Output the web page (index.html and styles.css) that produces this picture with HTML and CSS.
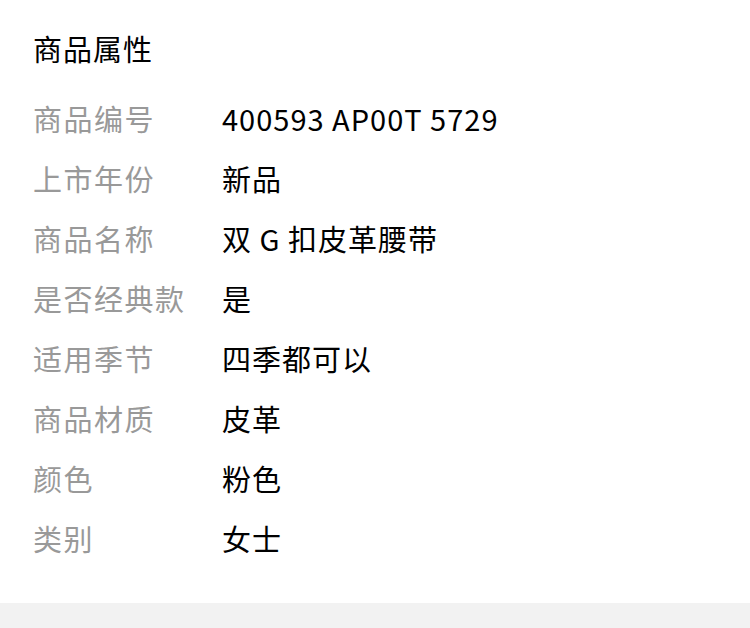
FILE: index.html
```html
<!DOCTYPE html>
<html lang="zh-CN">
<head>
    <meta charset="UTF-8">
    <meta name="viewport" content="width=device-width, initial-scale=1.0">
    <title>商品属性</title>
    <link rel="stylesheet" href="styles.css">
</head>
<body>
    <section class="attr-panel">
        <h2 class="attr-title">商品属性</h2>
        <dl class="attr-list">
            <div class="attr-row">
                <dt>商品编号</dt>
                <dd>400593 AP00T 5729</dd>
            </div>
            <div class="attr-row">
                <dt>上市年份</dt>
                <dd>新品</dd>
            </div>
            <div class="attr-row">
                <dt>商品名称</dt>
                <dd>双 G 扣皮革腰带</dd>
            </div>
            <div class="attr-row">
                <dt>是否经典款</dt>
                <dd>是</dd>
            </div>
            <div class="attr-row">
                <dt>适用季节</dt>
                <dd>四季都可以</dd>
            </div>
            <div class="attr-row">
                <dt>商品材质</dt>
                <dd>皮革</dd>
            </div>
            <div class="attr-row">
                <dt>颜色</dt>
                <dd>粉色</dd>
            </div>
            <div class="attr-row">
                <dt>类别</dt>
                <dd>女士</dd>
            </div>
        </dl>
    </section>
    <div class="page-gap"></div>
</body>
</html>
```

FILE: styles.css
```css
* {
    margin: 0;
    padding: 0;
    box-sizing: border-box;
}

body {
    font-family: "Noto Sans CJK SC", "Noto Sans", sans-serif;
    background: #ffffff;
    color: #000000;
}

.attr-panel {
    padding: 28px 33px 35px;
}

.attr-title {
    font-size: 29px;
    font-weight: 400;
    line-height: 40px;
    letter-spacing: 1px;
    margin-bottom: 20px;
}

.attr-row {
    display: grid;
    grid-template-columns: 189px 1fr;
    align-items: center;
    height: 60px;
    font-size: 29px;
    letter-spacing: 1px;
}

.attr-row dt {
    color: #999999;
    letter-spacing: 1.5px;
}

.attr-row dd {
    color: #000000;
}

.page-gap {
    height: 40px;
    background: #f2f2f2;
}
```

DIRECTIONS
All of the data above should be quoted exactly, except for the pictures.

RIGHT ANSWER
Output the web page (index.html and styles.css) that produces this picture with HTML and CSS.
FILE: index.html
```html
<!DOCTYPE html>
<html lang="zh-CN">
<head>
    <meta charset="UTF-8">
    <meta name="viewport" content="width=device-width, initial-scale=1.0">
    <title>商品属性</title>
    <link rel="stylesheet" href="styles.css">
</head>
<body>
    <section class="attr-panel">
        <h2 class="attr-title">商品属性</h2>
        <dl class="attr-list">
            <div class="attr-row">
                <dt>商品编号</dt>
                <dd>400593 AP00T 5729</dd>
            </div>
            <div class="attr-row">
                <dt>上市年份</dt>
                <dd>新品</dd>
            </div>
            <div class="attr-row">
                <dt>商品名称</dt>
                <dd>双 G 扣皮革腰带</dd>
            </div>
            <div class="attr-row">
                <dt>是否经典款</dt>
                <dd>是</dd>
            </div>
            <div class="attr-row">
                <dt>适用季节</dt>
                <dd>四季都可以</dd>
            </div>
            <div class="attr-row">
                <dt>商品材质</dt>
                <dd>皮革</dd>
            </div>
            <div class="attr-row">
                <dt>颜色</dt>
                <dd>粉色</dd>
            </div>
            <div class="attr-row">
                <dt>类别</dt>
                <dd>女士</dd>
            </div>
        </dl>
    </section>
    <div class="page-gap"></div>
</body>
</html>
```

FILE: styles.css
```css
* {
    margin: 0;
    padding: 0;
    box-sizing: border-box;
}

body {
    font-family: "Noto Sans CJK SC", "Noto Sans", sans-serif;
    background: #ffffff;
    color: #000000;
}

.attr-panel {
    padding: 28px 33px 35px;
}

.attr-title {
    font-size: 29px;
    font-weight: 400;
    line-height: 40px;
    letter-spacing: 1px;
    margin-bottom: 20px;
}

.attr-row {
    display: grid;
    grid-template-columns: 189px 1fr;
    align-items: center;
    height: 60px;
    font-size: 29px;
    letter-spacing: 1px;
}

.attr-row dt {
    color: #999999;
    letter-spacing: 1.5px;
}

.attr-row dd {
    color: #000000;
}

.page-gap {
    height: 40px;
    background: #f2f2f2;
}
```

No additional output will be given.